Fresnay, souvent jugé ici un peu théâtral, incarne pourtant à merveille cette tension intérieure. Son jeu n’est pas sobre, mais il est tendu, fissuré. Ce n’est pas un héros, c’est un pantin désespéré, lucide mais impuissant. Et ce qui fascine, c’est que La Main du Diable n’essaie jamais de le sauver. Il ne s’agit pas d’une chute suivie d’un relèvement. Il s’agit d’un engrenage. Ce film, c’est la logique de la compromission jusqu’au bout. 

Il faut saluer Noël Roquevert en aubergiste méridional, roublard et angoissé, qui donne au récit une tonalité presque carnavalesque dans sa première partie. Mais très vite, tout se resserre. Le diable, incarné sans effets par Pierre Palau, est d’une banalité effrayante. Le Mal n’est pas spectaculaire, il est administratif, presque lassé. Et c’est encore plus angoissant. 
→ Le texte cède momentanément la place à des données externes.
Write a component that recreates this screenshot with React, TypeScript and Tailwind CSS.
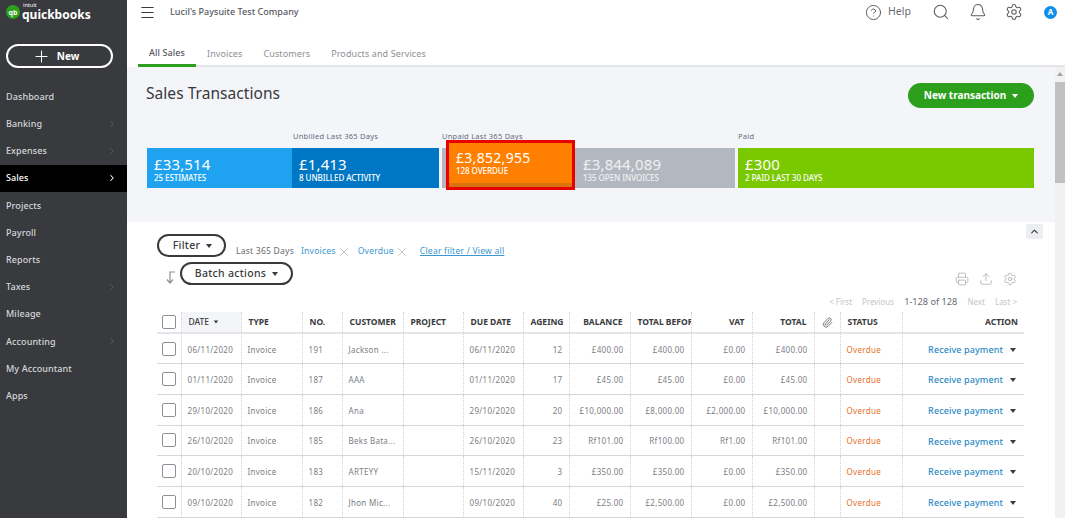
import React from "react";
import { ChevronRight, ChevronUp, Search, Bell, Settings, Printer, Upload, Paperclip, X, Plus, Menu, CircleHelp } from "lucide-react";

const nav = [
  ["Dashboard", false], ["Banking", true], ["Expenses", true], ["Sales", true], ["Projects", false], ["Payroll", false],
  ["Reports", false], ["Taxes", true], ["Mileage", false], ["Accounting", true], ["My Accountant", false], ["Apps", false],
] as const;

const rows = [
  ["06/11/2020", "191", "Jackson ...", "06/11/2020", "12", "£400.00", "£400.00", "£0.00", "£400.00"],
  ["01/11/2020", "187", "AAA", "01/11/2020", "17", "£45.00", "£45.00", "£0.00", "£45.00"],
  ["29/10/2020", "186", "Ana", "29/10/2020", "20", "£10,000.00", "£8,000.00", "£2,000.00", "£10,000.00"],
  ["26/10/2020", "185", "Beks Bata...", "26/10/2020", "23", "Rf101.00", "Rf100.00", "Rf1.00", "Rf101.00"],
  ["20/10/2020", "183", "ARTEYY", "15/11/2020", "3", "£350.00", "£350.00", "£0.00", "£350.00"],
  ["09/10/2020", "182", "Jhon Mic...", "09/10/2020", "40", "£25.00", "£2,500.00", "£0.00", "£2,500.00"],
];

const Caret = ({ className = "" }: { className?: string }) => (
  <span className={"inline-block w-0 h-0 border-x-[3.5px] border-x-transparent border-t-[4px] border-t-current " + className} />
);

function Stat({ amount, label, className }: { amount: string; label: string; className: string }) {
  return (
    <div className={"h-[40px] pl-[7px] pt-[7px] text-white leading-none " + className}>
      <div className="text-[15px] tracking-[0.15px] leading-[18px]">{amount}</div>
      <div className="text-[8px] font-medium tracking-[-0.05px] leading-[9px]">{label}</div>
    </div>
  );
}

const th = "h-[21px] border-l border-dotted border-[#d0d0d0] text-[8.5px] font-bold text-[#393a3d] px-[7px] whitespace-nowrap overflow-hidden";
const td = "h-[30.7px] pt-[2px] border-l border-dotted border-[#d0d0d0] text-[8px] tracking-[0.3px] text-[#7c7d83] px-[6px] whitespace-nowrap overflow-hidden";

export default function App() {
  return (
    <div className="flex h-[518px] w-[1065px] overflow-hidden bg-white font-['Lato',sans-serif]">
      <aside className="w-[127px] shrink-0 bg-[#393a3d] text-white">
        <div className="flex h-[44px] pl-[6px] pt-[3px] items-start">
          <div className="w-[14px] h-[14px] rounded-full bg-[#2ca01c] flex items-center justify-center text-[7px] font-bold leading-none mt-[2px]">qb</div>
          <div className="ml-[2px] leading-none">
            <div className="text-[5.5px] h-[5px] leading-[5px] pl-[1px]">intuit</div>
            <div className="text-[12px] font-bold leading-[14px]">quickbooks</div>
          </div>
        </div>
        <div className="mx-[6px] w-[107px] h-[24px] rounded-full border-2 border-white flex items-center justify-center gap-[6px] pr-[8px]">
          <Plus size={19} strokeWidth={1.3} />
          <span className="text-[10px] font-bold">New</span>
        </div>
        <nav className="mt-[15px]">
          {nav.map(([name, arrow]) => {
            const on = name === "Sales";
            return (
              <div key={name} className={"h-[27.2px] flex items-center justify-between pl-[6px] pr-[10px] text-[9px] font-medium tracking-[0.1px] " + (on ? "bg-black text-white font-bold" : "text-[#d4d7dc]")}>
                <span>{name}</span>
                {arrow && <ChevronRight size={10} strokeWidth={on ? 2.5 : 1.5} className={on ? "text-white" : "text-[#6b6c72]"} />}
              </div>
            );
          })}
        </nav>
      </aside>

      <main className="flex-1 min-w-0 flex flex-col">
        <header className="h-[40px] flex items-start shrink-0 pt-[6px]">
          <Menu size={17} strokeWidth={1.6} className="ml-[12px] mt-[-2px] text-[#393a3d]" />
          <span className="ml-[14px] text-[9px] font-medium tracking-[0.03px] text-[#565862] mt-[-1px]">Lucil's Paysuite Test Company</span>
          <div className="ml-auto flex items-center text-[#5c5d62] mt-[-3px]">
            <CircleHelp size={17} strokeWidth={1.4} />
            <span className="ml-[6px] text-[10.5px] text-[#6b6c72] w-[22px]">Help</span>
            <Search size={18} strokeWidth={1.4} className="ml-[22px]" />
            <Bell size={18} strokeWidth={1.4} className="ml-[19px]" />
            <Settings size={18} strokeWidth={1.4} className="ml-[18px]" />
            <span className="ml-[21px] mr-[8px] w-[13px] h-[13px] rounded-full bg-[#0d8ee9] text-white text-[8px] font-bold flex items-center justify-center">A</span>
          </div>
        </header>

        <div className="h-[27px] shrink-0 flex border-b-2 border-[#e3e5e8] ml-[11px] text-[9px] tracking-[0.1px] text-[#8d9096]">
          <div className="h-[27px] w-[58px] border-b-[3px] border-[#2ca01c] flex items-center justify-center font-medium text-[#565862] pt-[2px]">All Sales</div>
          <div className="ml-[11px] h-[25px] pt-[2px] flex items-center">Invoices</div>
          <div className="ml-[21px] h-[25px] pt-[2px] flex items-center">Customers</div>
          <div className="ml-[21px] h-[25px] pt-[2px] flex items-center">Products and Services</div>
        </div>

        <div className="flex-1 min-h-0 flex">
          <div className="w-[928px] min-w-0">
            <section className="h-[155px] bg-[#f4f5f8] px-[20px] relative">
              <div className="flex items-start justify-between pr-[1px] h-[65px]">
                <h1 className="text-[15.5px] text-[#393a3d] tracking-[0.05px] mt-[14px] ml-[-1px] leading-[24px]">Sales Transactions</h1>
                <button className="mt-[16px] w-[126px] h-[25px] rounded-full bg-[#2ca01c] text-white text-[10px] font-bold flex items-center justify-center gap-[6px]">
                  New transaction <Caret />
                </button>
              </div>
              <div className="flex">
                <div className="w-[292px]">
                  <div className="h-[16px] pl-[146px] text-[7.5px] tracking-[0.25px] text-[#5f6b7a] leading-[8px]">Unbilled Last 365 Days</div>
                  <div className="flex">
                    <Stat amount="£33,514" label="25 ESTIMATES" className="w-[145px] bg-[#1fa3f0]" />
                    <Stat amount="£1,413" label="8 UNBILLED ACTIVITY" className="w-[147px] bg-[#0077c5]" />
                  </div>
                </div>
                <div className="w-[293px] ml-[3px]">
                  <div className="h-[16px] text-[7.5px] tracking-[0.25px] text-[#5f6b7a] leading-[8px]">Unpaid Last 365 Days</div>
                  <div className="flex bg-[#b3b8c0] h-[40px]">
                    <div className="ml-[4px] w-[129px] h-[50px] -mt-[8px] mb-[-2px] border-[3px] border-[#e60000] bg-[#ff8000] text-white pl-[7px] pt-[6px] relative shadow-[inset_0_-4px_0_#d9730d]">
                      <div className="text-[14px] tracking-[0.3px] leading-[17px]">£3,852,955</div>
                      <div className="text-[8px] font-medium leading-[10px] tracking-[-0.05px]">128 OVERDUE</div>
                    </div>
                    <div className="pl-[8px] pt-[7px] text-white">
                      <div className="text-[15px] tracking-[0.15px] leading-[18px] opacity-80">£3,844,089</div>
                      <div className="text-[8px] font-medium leading-[9px] tracking-[-0.05px] opacity-80">135 OPEN INVOICES</div>
                    </div>
                  </div>
                </div>
                <div className="w-[296px] ml-[3px]">
                  <div className="h-[16px] text-[7.5px] tracking-[0.25px] text-[#5f6b7a] leading-[8px]">Paid</div>
                  <Stat amount="£300" label="2 PAID LAST 30 DAYS" className="bg-[#7ac900]" />
                </div>
              </div>
            </section>

            <section className="relative pl-[30px] pt-[12px]">
              <div className="absolute right-[12px] top-[2px] w-[17px] h-[15px] bg-[#eceef1] rounded-[2px] flex items-center justify-center text-[#393a3d]">
                <ChevronUp size={11} strokeWidth={2.5} />
              </div>
              <div className="flex items-center h-[23px] text-[8.6px] tracking-[0.2px]">
                <button className="w-[69px] h-[23px] rounded-full border-2 border-[#393a3d] text-[#393a3d] text-[10.5px] tracking-[0.3px] font-medium flex items-center justify-center gap-[6px] pl-[2px]">
                  Filter <Caret />
                </button>
                <span className="ml-[10px] mt-[12px] text-[#6b6c72]">Last 365 Days</span>
                <span className="ml-[7px] mt-[12px] text-[#3b97d3] flex items-center gap-[1px]">Invoices <X size={14} strokeWidth={0.9} className="text-[#8d9096]" /></span>
                <span className="ml-[7px] mt-[12px] text-[#3b97d3] flex items-center gap-[1px]">Overdue <X size={14} strokeWidth={0.9} className="text-[#8d9096]" /></span>
                <span className="ml-[11px] mt-[12px] text-[#3b97d3] underline">Clear filter / View all</span>
              </div>
              <div className="flex items-start h-[27px] mt-[5px]">
                <svg width="14" height="14" viewBox="0 0 14 14" fill="none" stroke="#8d9096" strokeWidth="1.2" className="mt-[8px] ml-[6px] mr-[3px]">
                  <path d="M7 13V2H12M4 9.5L7 13L10 9.5" />
                </svg>
                <button className="w-[113px] h-[23px] rounded-full border-2 border-[#393a3d] text-[#393a3d] text-[10.5px] tracking-[0.3px] font-medium flex items-center justify-center gap-[6px]">
                  Batch actions <Caret />
                </button>
                <div className="ml-auto flex gap-[10px] mr-[38px] mt-[10px] text-[#a8abb0]">
                  <Printer size={14} strokeWidth={1.3} />
                  <Upload size={14} strokeWidth={1.3} />
                  <Settings size={14} strokeWidth={1.3} />
                </div>
              </div>
              <div className="h-[23px] pt-[3px] flex items-center justify-end pr-[38px] text-[8px] text-[#c4c6ca] gap-[10px]">
                <span>&lt; First</span><span>Previous</span>
                <span className="text-[#6b6c72] text-[9.2px]">1-128 of 128</span>
                <span>Next</span><span>Last &gt;</span>
              </div>
              <table className="table-fixed border-collapse w-[867px] text-left">
                <thead>
                  <tr className="border-b-2 border-[#e3e5e8]">
                    <th className="w-[24px] h-[21px] pl-[5px]"><span className="block w-[14px] h-[14px] border border-[#8d9096] rounded-[2px] bg-white" /></th>
                    <th className={th + " w-[60px] bg-[#f4f5f8] !font-medium text-[#5f6066]"}>DATE <Caret className="ml-[2px] mb-[1px] scale-75" /></th>
                    <th className={th + " w-[61px]"}>TYPE</th>
                    <th className={th + " w-[40px]"}>NO.</th>
                    <th className={th + " w-[61px]"}>CUSTOMER</th>
                    <th className={th + " w-[60px]"}>PROJECT</th>
                    <th className={th + " w-[60px]"}>DUE DATE</th>
                    <th className={th + " w-[46px]"}>AGEING</th>
                    <th className={th + " w-[61px] text-right"}>BALANCE</th>
                    <th className={th + " w-[61px] !pr-0"}>TOTAL BEFOR</th>
                    <th className={th + " w-[61px] text-right"}>VAT</th>
                    <th className={th + " w-[62px] text-right"}>TOTAL</th>
                    <th className={th + " w-[26px] !px-[7px]"}><Paperclip size={11} className="text-[#6b6c72]" /></th>
                    <th className={th + " w-[62px]"}>STATUS</th>
                    <th className={th + " w-[122px] text-right !pr-[6px]"}>ACTION</th>
                  </tr>
                </thead>
                <tbody>
                  {rows.map((r) => (
                    <tr key={r[1]} className="border-b border-[#d4d7dc]">
                      <td className="h-[30.7px] pl-[5px]"><span className="block w-[14px] h-[14px] border border-[#8d9096] rounded-[2px] bg-white" /></td>
                      <td className={td}>{r[0]}</td>
                      <td className={td}>Invoice</td>
                      <td className={td}>{r[1]}</td>
                      <td className={td}>{r[2]}</td>
                      <td className={td}></td>
                      <td className={td}>{r[3]}</td>
                      <td className={td + " text-right"}>{r[4]}</td>
                      <td className={td + " text-right"}>{r[5]}</td>
                      <td className={td + " text-right"}>{r[6]}</td>
                      <td className={td + " text-right"}>{r[7]}</td>
                      <td className={td + " text-right"}>{r[8]}</td>
                      <td className={td}></td>
                      <td className={td + " !text-[#e8702a]"}>Overdue</td>
                      <td className={td + " !text-[#2b8ac6] text-right !pr-[8px] font-medium !tracking-[0.1px]"}>
                        <span className="text-[9px] mr-[7px]">Receive payment</span><Caret className="text-[#393a3d] mb-[1px]" />
                      </td>
                    </tr>
                  ))}
                </tbody>
              </table>
            </section>
          </div>
          <div className="w-[10px] bg-[#f1f1f1] flex flex-col items-center">
            <span className="mt-[5px] w-0 h-0 border-x-[3px] border-x-transparent border-b-[4px] border-b-[#a3a3a3]" />
            <div className="mt-[6px] w-full h-[101px] bg-[#c1c1c1]" />
          </div>
        </div>
      </main>
    </div>
  );
}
On peut lire ce film comme une allégorie de la collaboration — le succès facile en échange d’un renoncement fondamental. Ou comme une fable sur la société du paraître. Ou tout simplement comme une tragédie humaine, dans laquelle la vraie malédiction, c’est de croire qu’on pourra toujours s’en tirer. Mais la beauté du film tient aussi à sa limpidité : on comprend tout, on voit tout venir — et pourtant, on y croit. Jusqu’à la fin, glaciale, sans issue. 

Dans le cadre du cinéma français de l’Occupation, La Main du Diable fait écho à Le Corbeau ou Les Visiteurs du soir : des films qui parlent d’autre chose pour dire exactement ce qui se passe. Mais chez Tourneur, il n’y a ni ironie (comme chez Clouzot), ni enchantement triste (comme chez Carné). Il n’y a que la peur nue. Le pacte ne sera pas rompu. La main ne sera pas rendue. Et c’est à cette vérité sans échappatoire que le film nous confronte.